I’ve been to a couple new restaurants in the past week, and although they are too new to review, here’s how they’re looking so far:
Barrio (210 7th Ave, Brooklyn 718-965-4000)
The food here is mostly inoffensive—tasty at best, mediocre at worst, but all very, very overpriced. The place is charging prices that make you think it’s aiming for something innovative, but in reality, Barrio is serving nominally fancied-up versions of dishes that you can get for about half the price and double the flavor at Tacos Nuevo Mexico, down on 5th Avenue. Just because you apply the sauce in a squeeze bottle squiggle does not mean you can jack up the prices.
Plain chicken enchiladas for $14.25? Tortillas layered with chicken, onion, cilantro, radishes and queso fresco do not add up to anything too exciting. The shrimp in Yucatan shrimp were nicely grilled and flavored with cilantro and jalapeño, but the plate was mostly filled with fake-tasting coconut rice. For $17.25? Eeeesh.
I’d usually not write about service issues at such a new restaurant, but our waitress here was…noteworthy. She asked my friend if she would like to “suck that last bit of alcohol out of the glass,” recited the desserts to us while we were in the middle of our entrées, and at one point came right out and told us she had “forgotten all about us.”
The cocktails here are great, though. Snag a place out on the deck and have a Perfecto Nestorindo, a drink made with agave, tamarind, pineapple and chile powder. It’s on the expensive side ($8) but sometimes you get what you pay for.
Moco Global Dining, Eurotrip and better news, after the jump.
Moco Global Dining (516A 3rd Avenue, 212-685-3663, 10016)
This is a truly eccentric restaurant. Chef Joe Kurauchi trained in Japan and later worked at Spain’s El Bulli and the UK’s Fat Duck. Those globe trotting influences have produced a trippy, oddly compelling restaurant. The place looks like a cheesy, sushi-slinging happy hour joint and that’s partially true. But it’s actually much more interesting than that.
There’s wonderful black tempura calamari, the airy batter rendered coal-black with squid ink. Nagoya-style chicken wings turn out to be tiny, inch-long quail wings in a sweet-spicy sauce. Madras noodle is a befuddling combo of udon noodles in a thick Japanese-style curry with a Parmesan crisp, fried soba noodles and a slice of grilled naan. It was bizarre, but strangely delicious. There’s a sushi roll made with dried tomatoes, and the pan con tomate features garlic-tomato foam and chopped tomatoes on that pillowy soft, white Japanese sliced bread.
And who could resist something called PuffyPuffyPuffy? That turns out to be an ice cream sundae on acid—layers of chocolate, green tea and vanilla ice cream with fruit and rice krispies, topped off with a few puffs of cotton candy.
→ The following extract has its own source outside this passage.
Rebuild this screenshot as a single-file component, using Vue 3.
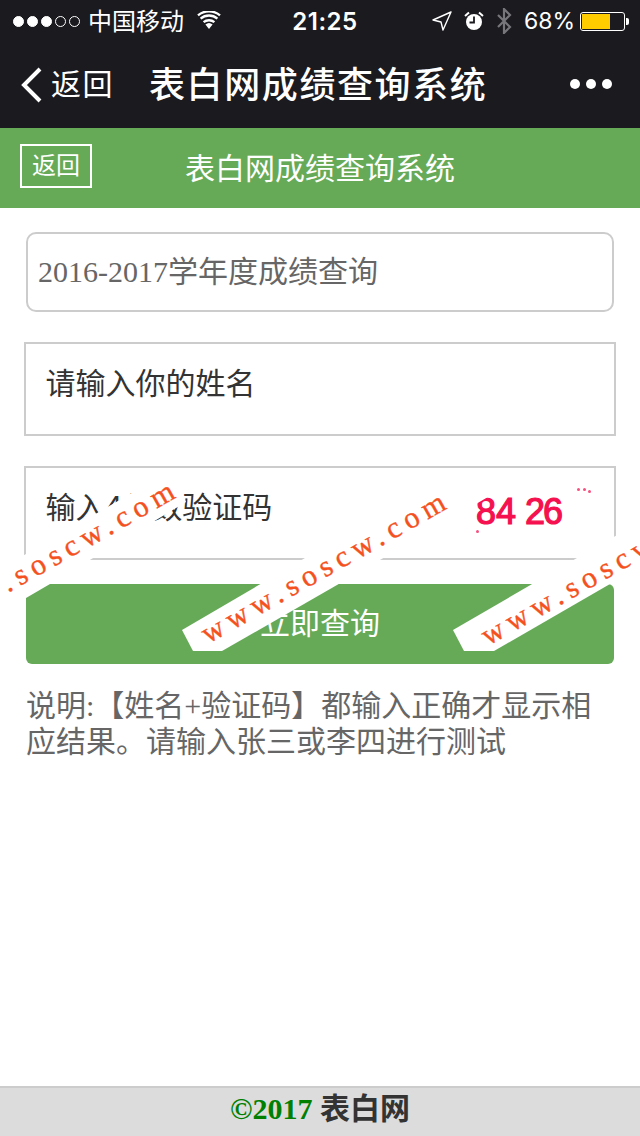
<script setup>
const title = '表白网成绩查询系统'
const dots = [true, true, true, false, false]
const bands = [
  { id: 1, points: '0,569 130,494 146,484 178,484 186,502 50,584 26,598 0,613', x: -63, y: 633 },
  { id: 2, points: '182,630 305,558 455,472 500,490 337,585 222,651 193,651', x: 208, y: 644 },
  { id: 3, points: '453,630 577,558 640,522 640,566 610,584 494,651 464,651', x: 488, y: 646 }
]
</script>

<template>
  <div class="page">
    <header class="chrome">
      <div class="status">
        <div class="status-left">
          <span v-for="(on, i) in dots" :key="i" class="signal" :class="{ on }"></span>
          <span class="carrier">中国移动</span>
          <svg class="wifi" viewBox="0 0 24 18" width="24" height="18">
            <path d="M12 18l-3.6-4.4a5.6 5.6 0 0 1 7.2 0z" fill="#fff" />
            <path d="M6.6 11.2a8.4 8.4 0 0 1 10.8 0M3.6 7.6a13 13 0 0 1 16.8 0M1 4.4a17 17 0 0 1 22 0" fill="none" stroke="#fff" stroke-width="2.4" />
          </svg>
        </div>
        <span class="time">21:25</span>
        <div class="status-right">
          <svg class="loc" viewBox="0 0 20 20" width="20" height="20">
            <path d="M19 1L1 9l8 2 2 8z" fill="none" stroke="#fff" stroke-width="1.4" stroke-linejoin="round" />
          </svg>
          <svg class="alarm" viewBox="0 0 20 20" width="20" height="20">
            <circle cx="10" cy="11" r="8" fill="#fff" />
            <path d="M10 5.5V11.5H5.5" fill="none" stroke="#1a1a1f" stroke-width="1.8" />
            <path d="M1 5l4-3.5M19 5l-4-3.5" stroke="#fff" stroke-width="2" />
          </svg>
          <svg class="bt" viewBox="0 0 16 26" width="16" height="26">
            <path d="M2 7l12 12-6 6V1l6 6L2 19" fill="none" stroke="#77777b" stroke-width="2.2" />
          </svg>
          <span class="percent">68%</span>
          <div class="battery"><div class="level" :style="{ width: '68%' }"></div></div>
          <span class="cap"></span>
        </div>
      </div>
      <div class="nav">
        <svg class="chev" viewBox="0 0 22 36" width="22" height="36">
          <path d="M19 2L3 18l16 16" fill="none" stroke="#fff" stroke-width="4" />
        </svg>
        <span class="nav-back">返回</span>
        <span class="nav-title">{{ title }}</span>
        <div class="more"><i></i><i></i><i></i></div>
      </div>
    </header>

    <div class="bar">
      <a class="bar-back">返回</a>
      <span class="bar-title">{{ title }}</span>
    </div>

    <main class="main">
      <input class="year" placeholder="2016-2017学年度成绩查询" />
      <input class="field first" placeholder="请输入你的姓名" />
      <div class="captcha-field">
        <input class="field" placeholder="输入4位数验证码" />
        <div class="captcha">
          <span>8</span><span>4</span><span class="gap">2</span><span>6</span>
          <i class="spk s1"></i><i class="spk s2"></i><i class="spk s3"></i><i class="spk s4"></i>
        </div>
      </div>
      <button class="submit">立即查询</button>
      <p class="note">说明:【姓名+验证码】都输入正确才显示相应结果。请输入张三或李四进行测试</p>
    </main>

    <footer class="foot"><b class="copy">©2017</b> <b>表白网</b></footer>

    <svg class="marks" viewBox="0 0 640 1136" width="640" height="1136">
      <g v-for="b in bands" :key="b.id">
        <polygon :points="b.points" fill="#fff" />
        <text class="mark" :x="b.x" :y="b.y" :transform="`rotate(-29.5 ${b.x} ${b.y})`">www.soscw.com</text>
      </g>
    </svg>
  </div>
</template>

<style scoped>
.page {
  position: relative;
  width: 640px;
  height: 1136px;
  display: flex;
  flex-direction: column;
  overflow: hidden;
  background: #fff;
  font-family: "Noto Sans CJK SC", "Noto Sans", sans-serif;
}
.chrome {
  background: #1a1a1f;
  color: #fff;
  height: 128px;
  flex: none;
}
.status {
  height: 42px;
  display: flex;
  align-items: center;
  padding: 0 11px 0 13px;
}
.status-left,
.status-right {
  flex: 1;
  display: flex;
  align-items: center;
}
.status-right {
  justify-content: flex-end;
}
.signal {
  width: 11px;
  height: 11px;
  box-sizing: border-box;
  border: 1.5px solid #fff;
  border-radius: 50%;
  margin-right: 3px;
}
.signal.on {
  background: #fff;
}
.carrier {
  font-size: 24px;
  line-height: 42px;
  margin-left: 5px;
  margin-top: -2px;
}
.wifi {
  margin-left: 13px;
  margin-top: -3px;
}
.time {
  font-family: "Inter", "Noto Sans", sans-serif;
  font-size: 24px;
  font-weight: 600;
  letter-spacing: 0.5px;
  margin-left: 8px;
}
.loc,
.alarm,
.bt {
  margin-right: 12px;
}
.percent {
  font-family: "Inter", "Noto Sans", sans-serif;
  font-size: 23px;
  margin-right: 5px;
}
.battery {
  width: 45px;
  height: 19px;
  box-sizing: border-box;
  border: 1px solid #fff;
  border-radius: 3px;
  padding: 1px;
}
.level {
  height: 100%;
  background: #fc0;
}
.cap {
  width: 3px;
  height: 7px;
  background: #fff;
  border-radius: 0 2px 2px 0;
  margin-left: 1px;
}
.nav {
  height: 86px;
  display: flex;
  align-items: center;
  padding: 0 28px 6px 21px;
  box-sizing: border-box;
}
.chev {
  flex: none;
  margin-top: 5px;
}
.nav-back {
  font-size: 30px;
  letter-spacing: 1.5px;
  margin-left: 8px;
}
.nav-title {
  font-size: 36px;
  font-weight: 500;
  letter-spacing: 1.6px;
  margin-left: 35px;
  white-space: nowrap;
}
.more {
  margin-left: auto;
  margin-top: 4px;
  display: flex;
  gap: 6px;
}
.more i {
  width: 10px;
  height: 10px;
  border-radius: 50%;
  background: #fff;
}
.bar {
  position: relative;
  flex: none;
  height: 80px;
  box-sizing: border-box;
  padding-bottom: 5px;
  background: #66aa58;
  display: flex;
  align-items: center;
  justify-content: center;
  color: #fff;
}
.bar-back {
  position: absolute;
  left: 20px;
  top: 16px;
  width: 72px;
  height: 44px;
  box-sizing: border-box;
  border: 2px solid #fff;
  font-size: 24px;
  line-height: 36px;
  text-align: center;
}
.bar-title {
  font-size: 30px;
}
.main {
  flex: 1;
  display: flex;
  flex-direction: column;
}
input {
  display: block;
  box-sizing: border-box;
  outline: none;
  background: #fff;
  font-size: 30px;
  font-family: "Liberation Serif", "Noto Sans CJK SC", serif;
}
.year {
  margin: 24px 26px 0;
  width: 588px;
  height: 80px;
  border: 2px solid #ccc;
  border-radius: 10px;
  padding: 0 10px;
}
.year::placeholder {
  color: #666;
  opacity: 1;
}
.field {
  width: 592px;
  height: 94px;
  border: 2px solid #ccc;
  padding: 0 20px 16px 19.5px;
  margin: 0 24px;
  font-family: "Noto Sans CJK SC", sans-serif;
}
.field::placeholder {
  color: #333;
  opacity: 1;
}
.first {
  margin-top: 30px;
}
.captcha-field {
  position: relative;
  margin-top: 30px;
}
.captcha {
  position: absolute;
  left: 476px;
  top: 26px;
  display: flex;
  color: #f5104f;
  font-family: "Liberation Sans", sans-serif;
  font-weight: 400;
  -webkit-text-stroke: 1.2px #f5104f;
  font-size: 36px;
  line-height: 40px;
}
.captcha span {
  width: 20px;
}
.captcha .gap {
  margin-left: 9px;
  width: 18px;
}
.spk {
  position: absolute;
  width: 3px;
  height: 3px;
  border-radius: 50%;
  background: #f5507f;
}
.s1 { left: 101px; top: -4px; }
.s2 { left: 107px; top: -4px; }
.s3 { left: 112px; top: -2px; }
.s4 { left: 0; top: 38px; }
.submit {
  display: block;
  margin: 24px 26px 0;
  width: 588px;
  height: 80px;
  border: 0;
  border-radius: 6px;
  padding: 0 0 6px;
  background: #66aa58;
  color: #fff;
  font-size: 30px;
  font-family: "Noto Sans CJK SC", sans-serif;
}
.note {
  margin: 24px 26px 0;
  color: #666;
  font-size: 30px;
  line-height: 36px;
  font-family: "Liberation Serif", "Noto Sans CJK SC", serif;
}
.foot {
  flex: none;
  height: 50px;
  box-sizing: border-box;
  border-top: 2px solid #ccc;
  background: #dcdcdc;
  color: #333;
  font-size: 30px;
  line-height: 42px;
  text-align: center;
  font-family: "Liberation Serif", "Noto Sans CJK SC", serif;
}
.copy {
  color: #008000;
}
.marks {
  position: absolute;
  left: 0;
  top: 0;
  pointer-events: none;
}
.mark {
  font-family: "Liberation Serif", serif;
  font-size: 30px;
  letter-spacing: 6.2px;
  fill: #f4511e;
  stroke: #f4511e;
  stroke-width: 0.4px;
}
</style>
Eurotrip (667 5th Avenue Brookyn, 718-285-9425, 11215)
The owners of this new Eastern European eatery have worked magic on the space, refurbishing the antique tin ceiling and brick walls, and creating a hospitable bar area in front, and a small dining room in back.
The menu is heavy on the dumplings and stewed meat, and the bar is stocked with German and Czech beer, Hungarian wines and Becherovka, an herbal Czech liquor that shaken into several cocktails or sipped straight. Halušky, tiny dumplings tossed with tangy cheese, chives and bacon, have a comforting chew. Shredded celery root salad is aromatic with caraway and enriched with a tart buttermilk dressing. Gipsy wild turns out to be tender beef stew slicked with a paprika-heavy spicy sauce, and garnished with tiny-diced pickles. I wished there were more pickles to liven things up, but this seems to be developing into a place to get solidly good eastern European food in a friendly setting.